With Halloween fast approaching, the question arises, at least in Slate, as to whether McMansions are haunted. The author, Colin Dickey, thinks yes, they are, but maybe not so much in the paranormal sense. No matter what your take on these houses, this is a good read.
The archetypal American haunted house has always been one whose construction was aesthetically unbalanced. ...
...What is this connection between odd constructions and ghosts? Perhaps it’s because these strange buildings defy common sense and time-honed principles, creating in us a sense of unease that’s hard to name. The principles of architecture—the ones so readily abused by McMansions—didn’t appear overnight; they emerged from centuries of use and tradition. They reflect how we move through houses and how we are most comfortable in them. They maximize the kinds of spaces where we feel most at home, organized around layouts that facilitate ease of use and movement.

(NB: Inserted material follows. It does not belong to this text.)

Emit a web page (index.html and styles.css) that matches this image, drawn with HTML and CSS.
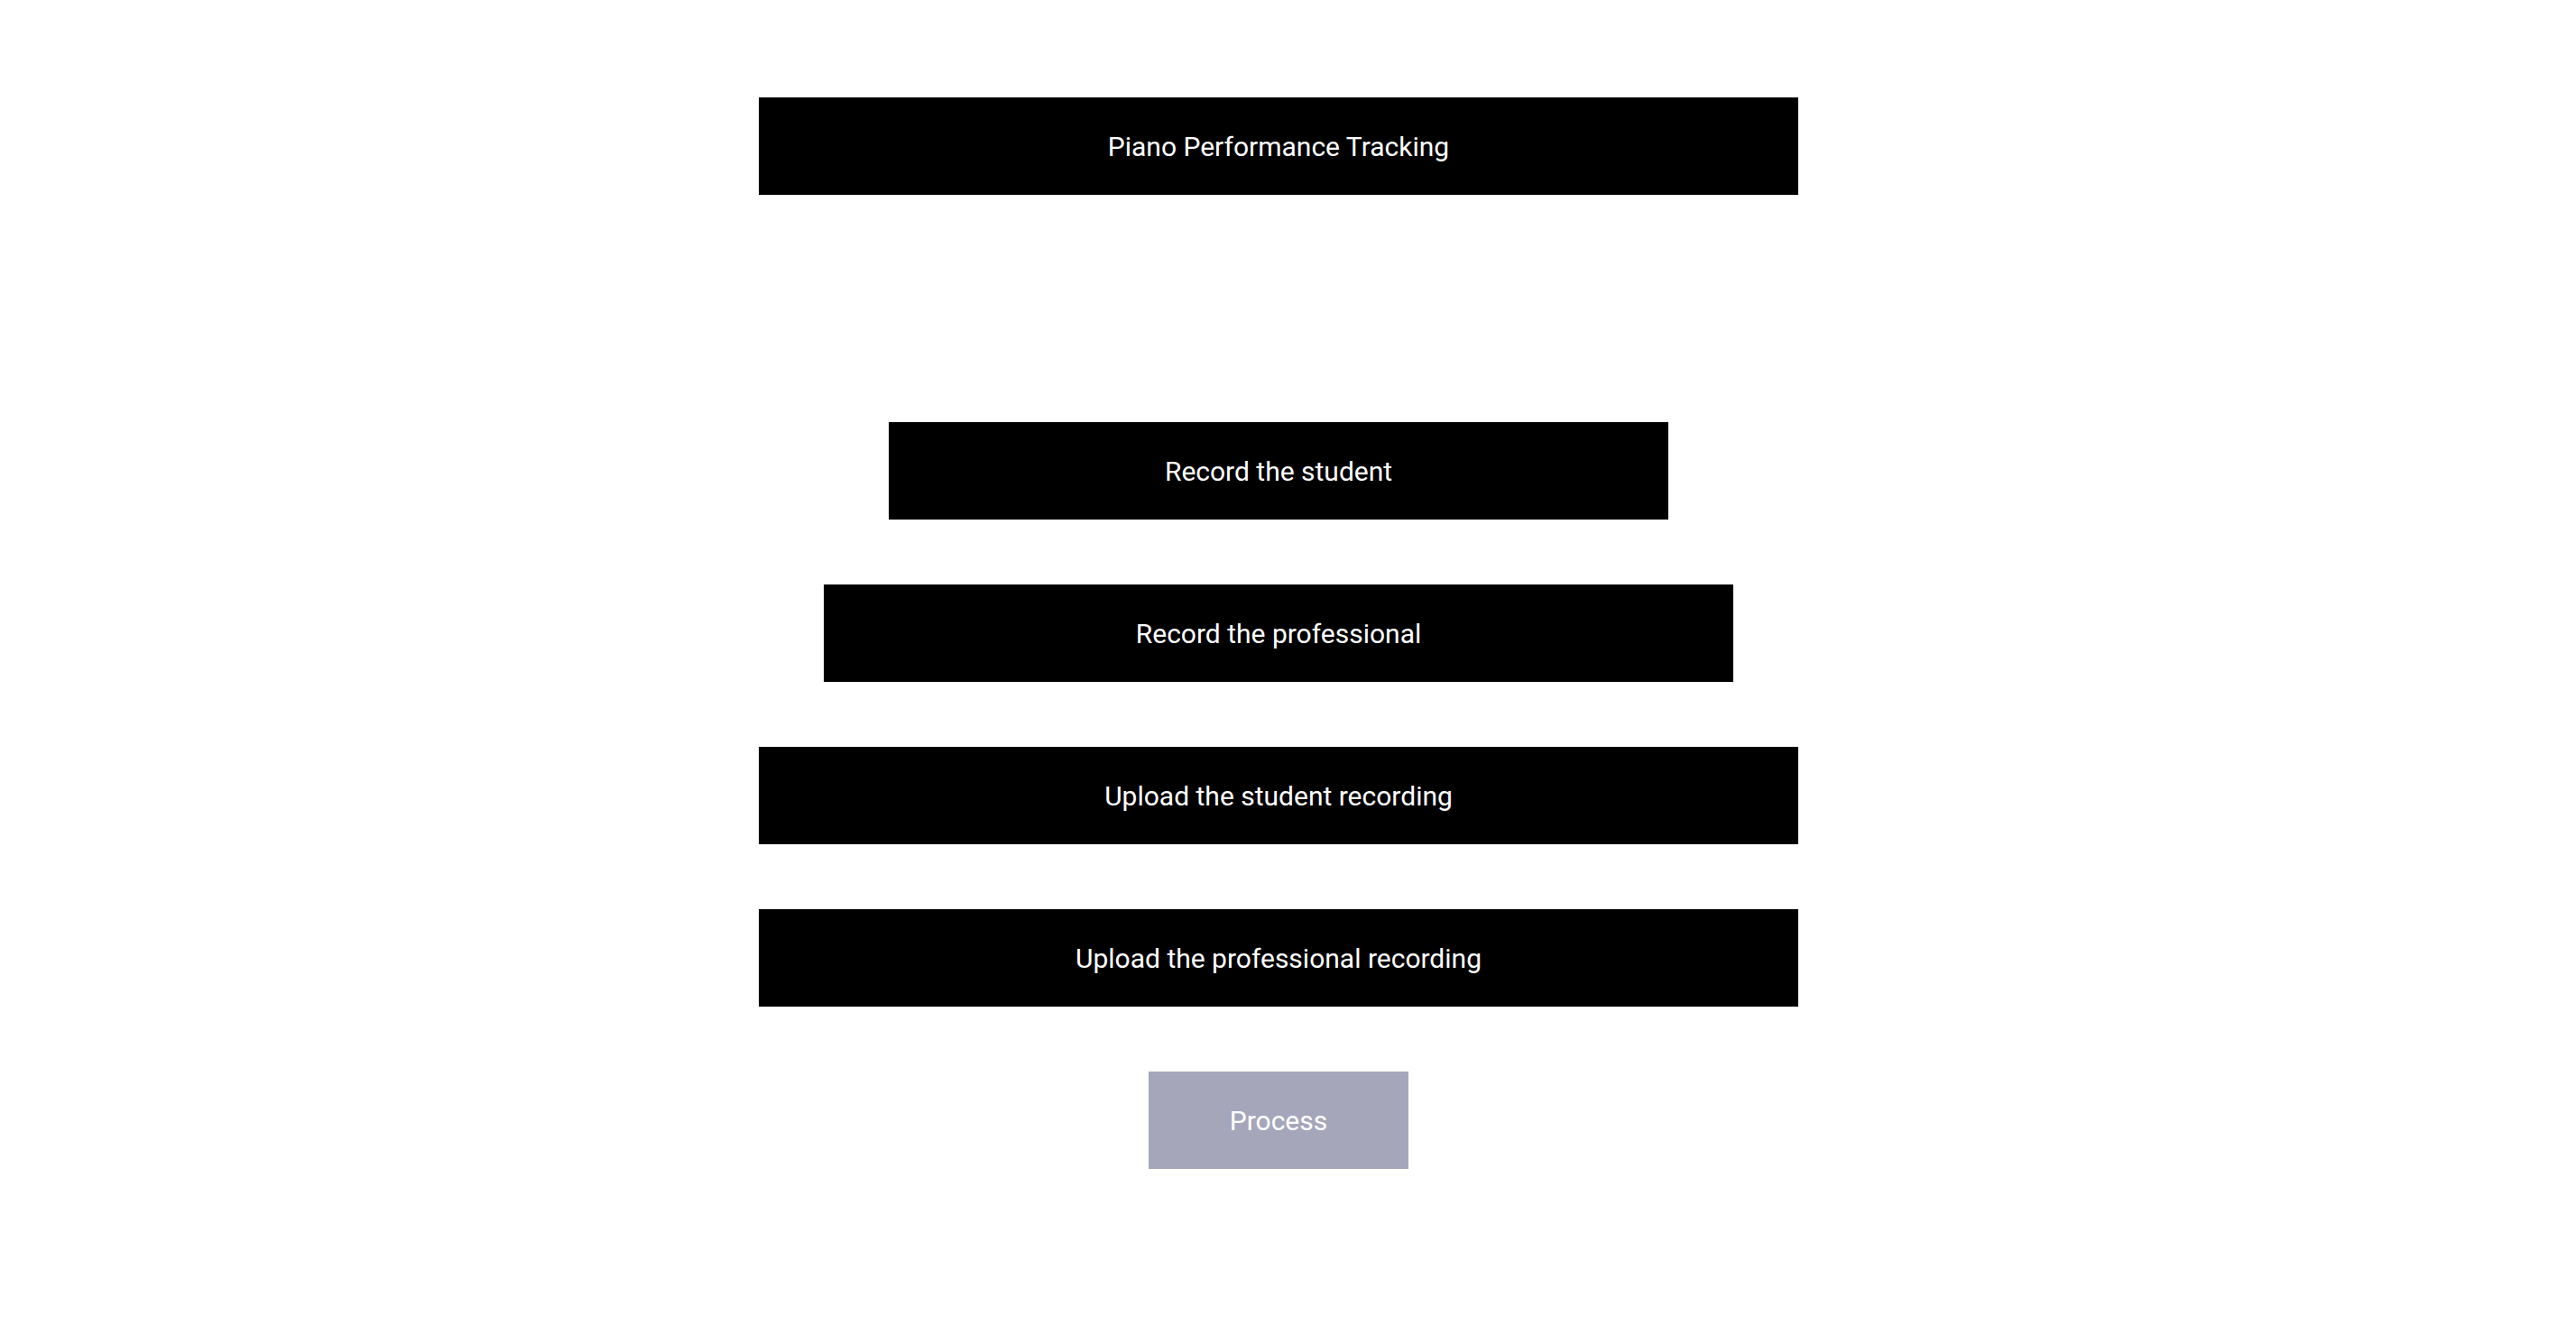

...So when a space is off in subtle ways, when it violates these ergonomic principles we long ago internalized, we often sense it without even realizing it. You may walk into a room where a ceiling fan is off-center, or a fireplace is on the wrong wall, and not immediately identify what’s wrong, yet you still feel the imbalance in the room.
In the absence of a good vocabulary to describe that sense of unease, we often fall back on the language of hauntings. A house that’s settled uneasily in its foundation, so that doors swing closed by themselves, and whose layout may trigger a feeling that something isn’t it right—how easy it is to call it haunted, to blame that sense of unquiet on a ghost. The lexicon of the paranormal, after all, is far more ubiquitous and widespread than that of architectural principles, and the language of ghosts is often far easier to call upon than that of primary and secondary masses.